* [Stated goal]
Scan the data for "this" and copy the lines it appears in.

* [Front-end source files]
* start *

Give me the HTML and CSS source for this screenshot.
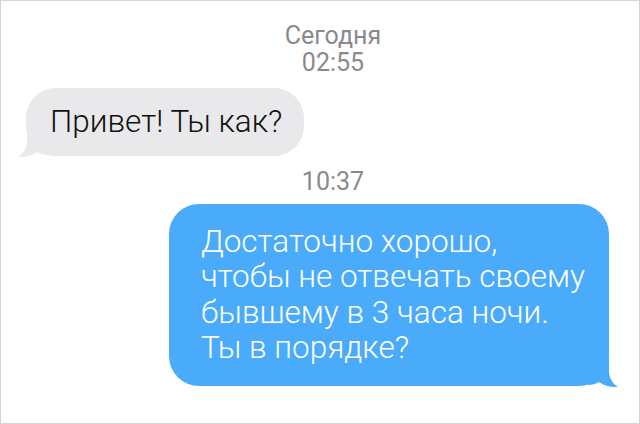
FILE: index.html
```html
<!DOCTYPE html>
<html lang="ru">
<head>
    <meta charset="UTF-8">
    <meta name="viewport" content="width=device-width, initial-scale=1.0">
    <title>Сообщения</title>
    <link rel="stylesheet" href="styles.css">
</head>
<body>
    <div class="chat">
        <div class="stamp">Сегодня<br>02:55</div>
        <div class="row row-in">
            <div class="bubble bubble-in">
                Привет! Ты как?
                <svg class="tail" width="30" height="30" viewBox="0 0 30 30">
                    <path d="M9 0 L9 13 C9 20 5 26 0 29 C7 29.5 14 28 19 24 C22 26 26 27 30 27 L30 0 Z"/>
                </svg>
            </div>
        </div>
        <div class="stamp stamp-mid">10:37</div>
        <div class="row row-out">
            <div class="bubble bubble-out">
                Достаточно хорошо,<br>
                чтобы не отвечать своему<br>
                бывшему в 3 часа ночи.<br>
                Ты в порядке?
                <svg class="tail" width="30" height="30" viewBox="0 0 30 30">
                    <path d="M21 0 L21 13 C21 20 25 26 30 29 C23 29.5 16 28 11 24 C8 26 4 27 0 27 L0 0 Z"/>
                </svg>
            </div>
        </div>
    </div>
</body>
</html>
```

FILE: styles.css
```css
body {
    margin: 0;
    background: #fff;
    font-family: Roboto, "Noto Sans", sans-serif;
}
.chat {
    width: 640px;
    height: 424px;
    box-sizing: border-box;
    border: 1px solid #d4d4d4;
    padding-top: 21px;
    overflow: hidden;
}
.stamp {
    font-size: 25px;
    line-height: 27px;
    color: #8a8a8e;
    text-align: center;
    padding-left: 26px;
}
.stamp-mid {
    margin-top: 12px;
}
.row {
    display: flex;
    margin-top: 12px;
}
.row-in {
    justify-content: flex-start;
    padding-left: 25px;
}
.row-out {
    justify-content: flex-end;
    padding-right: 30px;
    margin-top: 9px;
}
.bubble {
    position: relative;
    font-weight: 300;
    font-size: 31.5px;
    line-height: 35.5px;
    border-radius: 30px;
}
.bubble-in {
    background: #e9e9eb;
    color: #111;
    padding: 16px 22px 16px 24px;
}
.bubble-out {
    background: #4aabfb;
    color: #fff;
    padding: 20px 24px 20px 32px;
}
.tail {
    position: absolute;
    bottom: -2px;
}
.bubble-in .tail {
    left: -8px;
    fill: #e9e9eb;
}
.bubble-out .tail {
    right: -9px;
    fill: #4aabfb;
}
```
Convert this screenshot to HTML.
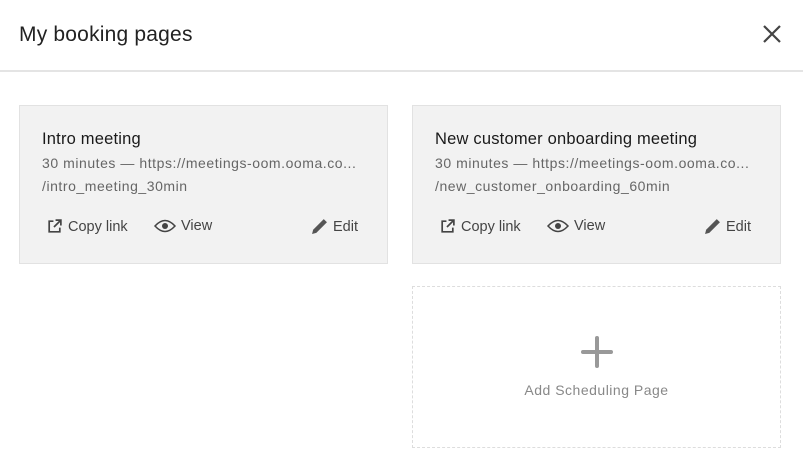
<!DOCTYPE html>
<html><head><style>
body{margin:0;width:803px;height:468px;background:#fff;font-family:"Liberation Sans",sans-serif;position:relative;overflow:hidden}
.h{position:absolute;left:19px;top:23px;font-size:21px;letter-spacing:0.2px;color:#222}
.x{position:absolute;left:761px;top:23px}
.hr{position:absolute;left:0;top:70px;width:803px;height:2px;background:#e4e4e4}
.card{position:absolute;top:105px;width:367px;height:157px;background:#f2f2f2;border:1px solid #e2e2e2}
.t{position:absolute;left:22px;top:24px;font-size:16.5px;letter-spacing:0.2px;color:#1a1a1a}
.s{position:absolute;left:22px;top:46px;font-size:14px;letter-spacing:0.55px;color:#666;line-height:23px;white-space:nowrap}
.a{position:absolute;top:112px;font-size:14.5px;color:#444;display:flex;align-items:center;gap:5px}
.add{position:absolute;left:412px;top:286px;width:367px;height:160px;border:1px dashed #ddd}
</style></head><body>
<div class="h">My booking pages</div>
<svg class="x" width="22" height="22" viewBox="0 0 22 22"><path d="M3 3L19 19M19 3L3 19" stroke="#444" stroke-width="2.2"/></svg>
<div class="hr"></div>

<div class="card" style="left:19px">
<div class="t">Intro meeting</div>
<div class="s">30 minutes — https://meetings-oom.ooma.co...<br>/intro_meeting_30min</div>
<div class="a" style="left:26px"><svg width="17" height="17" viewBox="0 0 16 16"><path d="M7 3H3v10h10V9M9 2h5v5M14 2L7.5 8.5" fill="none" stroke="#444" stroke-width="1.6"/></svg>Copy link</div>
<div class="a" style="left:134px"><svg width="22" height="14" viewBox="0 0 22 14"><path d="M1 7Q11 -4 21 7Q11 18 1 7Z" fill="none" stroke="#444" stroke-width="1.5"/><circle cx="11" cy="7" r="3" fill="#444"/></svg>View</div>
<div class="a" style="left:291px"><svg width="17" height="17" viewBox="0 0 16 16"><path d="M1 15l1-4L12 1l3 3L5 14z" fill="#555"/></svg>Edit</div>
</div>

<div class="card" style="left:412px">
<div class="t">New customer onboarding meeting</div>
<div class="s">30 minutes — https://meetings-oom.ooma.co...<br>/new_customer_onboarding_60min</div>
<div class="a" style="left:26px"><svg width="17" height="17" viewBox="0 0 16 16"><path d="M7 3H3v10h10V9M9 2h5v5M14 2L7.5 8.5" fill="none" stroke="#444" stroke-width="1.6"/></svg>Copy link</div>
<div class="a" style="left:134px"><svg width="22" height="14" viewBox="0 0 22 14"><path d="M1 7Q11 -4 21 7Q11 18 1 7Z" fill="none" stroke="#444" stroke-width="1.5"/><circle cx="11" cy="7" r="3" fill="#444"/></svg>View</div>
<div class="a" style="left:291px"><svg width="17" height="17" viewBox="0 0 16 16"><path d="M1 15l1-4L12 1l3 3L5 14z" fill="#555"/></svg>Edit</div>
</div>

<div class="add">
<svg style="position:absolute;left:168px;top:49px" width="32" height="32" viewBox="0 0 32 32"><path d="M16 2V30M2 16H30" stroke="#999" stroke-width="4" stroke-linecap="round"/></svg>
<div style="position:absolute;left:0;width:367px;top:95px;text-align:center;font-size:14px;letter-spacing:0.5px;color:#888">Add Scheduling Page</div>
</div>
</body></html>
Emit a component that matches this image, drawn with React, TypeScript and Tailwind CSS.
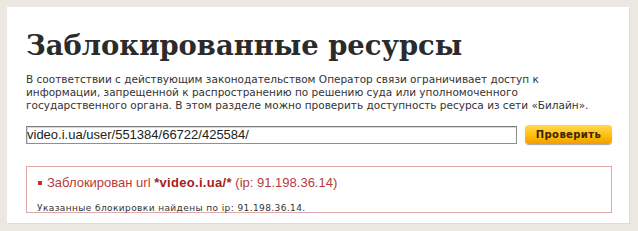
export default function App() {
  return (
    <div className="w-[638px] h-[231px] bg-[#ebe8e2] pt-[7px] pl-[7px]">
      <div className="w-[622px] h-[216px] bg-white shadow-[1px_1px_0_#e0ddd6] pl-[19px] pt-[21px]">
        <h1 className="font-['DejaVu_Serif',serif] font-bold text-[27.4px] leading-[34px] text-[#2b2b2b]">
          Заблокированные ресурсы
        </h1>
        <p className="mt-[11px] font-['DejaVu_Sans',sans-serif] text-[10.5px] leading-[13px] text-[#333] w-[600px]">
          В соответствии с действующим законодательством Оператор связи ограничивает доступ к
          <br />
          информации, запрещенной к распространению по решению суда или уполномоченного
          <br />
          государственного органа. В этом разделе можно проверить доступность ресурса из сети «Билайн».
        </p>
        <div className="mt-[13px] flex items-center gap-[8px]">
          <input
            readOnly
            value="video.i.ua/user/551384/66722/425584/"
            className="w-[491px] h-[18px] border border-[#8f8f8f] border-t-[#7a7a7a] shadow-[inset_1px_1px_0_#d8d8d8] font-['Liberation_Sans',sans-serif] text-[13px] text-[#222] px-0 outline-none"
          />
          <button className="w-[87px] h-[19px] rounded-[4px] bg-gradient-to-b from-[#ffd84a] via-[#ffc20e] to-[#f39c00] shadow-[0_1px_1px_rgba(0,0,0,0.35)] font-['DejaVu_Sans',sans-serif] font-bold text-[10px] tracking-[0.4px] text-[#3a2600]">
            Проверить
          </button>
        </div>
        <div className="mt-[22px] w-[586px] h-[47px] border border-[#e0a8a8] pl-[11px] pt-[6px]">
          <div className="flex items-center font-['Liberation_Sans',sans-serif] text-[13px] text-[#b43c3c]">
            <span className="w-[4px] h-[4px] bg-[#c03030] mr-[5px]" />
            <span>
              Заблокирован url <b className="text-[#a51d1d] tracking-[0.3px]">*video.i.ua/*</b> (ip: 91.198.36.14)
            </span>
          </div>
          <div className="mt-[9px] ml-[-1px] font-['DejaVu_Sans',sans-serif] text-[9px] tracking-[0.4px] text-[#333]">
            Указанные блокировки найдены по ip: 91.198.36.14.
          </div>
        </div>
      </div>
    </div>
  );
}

* end *

* [Answer for the task]
Give me the HTML and CSS source for this screenshot.
Convert this screenshot to HTML.
Emit a component that matches this image, drawn with React, TypeScript and Tailwind CSS.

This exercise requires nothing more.